RECORDS PROVIDED =>
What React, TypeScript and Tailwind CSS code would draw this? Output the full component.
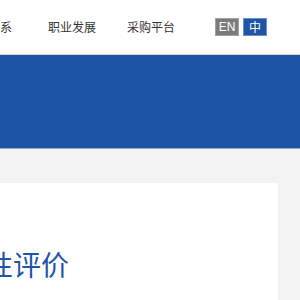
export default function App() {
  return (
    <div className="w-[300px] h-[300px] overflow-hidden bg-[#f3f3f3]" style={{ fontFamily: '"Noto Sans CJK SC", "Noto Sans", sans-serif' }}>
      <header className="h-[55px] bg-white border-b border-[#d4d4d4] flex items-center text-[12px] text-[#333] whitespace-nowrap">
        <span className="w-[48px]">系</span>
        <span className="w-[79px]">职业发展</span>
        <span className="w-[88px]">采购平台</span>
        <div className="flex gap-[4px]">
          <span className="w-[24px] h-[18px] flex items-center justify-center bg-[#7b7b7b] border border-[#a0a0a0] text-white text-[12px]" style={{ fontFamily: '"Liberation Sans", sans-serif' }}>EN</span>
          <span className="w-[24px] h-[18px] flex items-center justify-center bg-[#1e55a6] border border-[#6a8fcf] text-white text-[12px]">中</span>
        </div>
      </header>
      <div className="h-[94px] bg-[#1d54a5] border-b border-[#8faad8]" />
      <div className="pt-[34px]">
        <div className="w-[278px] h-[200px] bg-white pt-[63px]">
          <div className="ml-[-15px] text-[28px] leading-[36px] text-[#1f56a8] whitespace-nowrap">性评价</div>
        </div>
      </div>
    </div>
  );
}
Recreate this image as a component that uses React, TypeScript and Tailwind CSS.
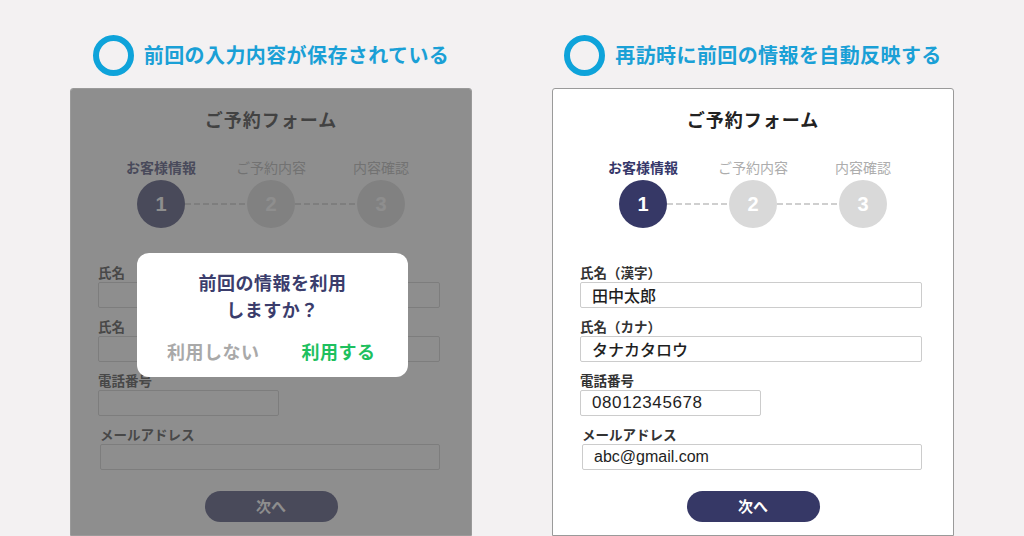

WHAT IS REQUIRED => Quote every line of the records above exactly; no picture is to be copied.

COMPLETE ANSWER =>
What React, TypeScript and Tailwind CSS code would draw this? Output the full component.
export default function App() {
  return (
    <div className="w-[300px] h-[300px] overflow-hidden bg-[#f3f3f3]" style={{ fontFamily: '"Noto Sans CJK SC", "Noto Sans", sans-serif' }}>
      <header className="h-[55px] bg-white border-b border-[#d4d4d4] flex items-center text-[12px] text-[#333] whitespace-nowrap">
        <span className="w-[48px]">系</span>
        <span className="w-[79px]">职业发展</span>
        <span className="w-[88px]">采购平台</span>
        <div className="flex gap-[4px]">
          <span className="w-[24px] h-[18px] flex items-center justify-center bg-[#7b7b7b] border border-[#a0a0a0] text-white text-[12px]" style={{ fontFamily: '"Liberation Sans", sans-serif' }}>EN</span>
          <span className="w-[24px] h-[18px] flex items-center justify-center bg-[#1e55a6] border border-[#6a8fcf] text-white text-[12px]">中</span>
        </div>
      </header>
      <div className="h-[94px] bg-[#1d54a5] border-b border-[#8faad8]" />
      <div className="pt-[34px]">
        <div className="w-[278px] h-[200px] bg-white pt-[63px]">
          <div className="ml-[-15px] text-[28px] leading-[36px] text-[#1f56a8] whitespace-nowrap">性评价</div>
        </div>
      </div>
    </div>
  );
}
Recreate this image as a component that uses React, TypeScript and Tailwind CSS.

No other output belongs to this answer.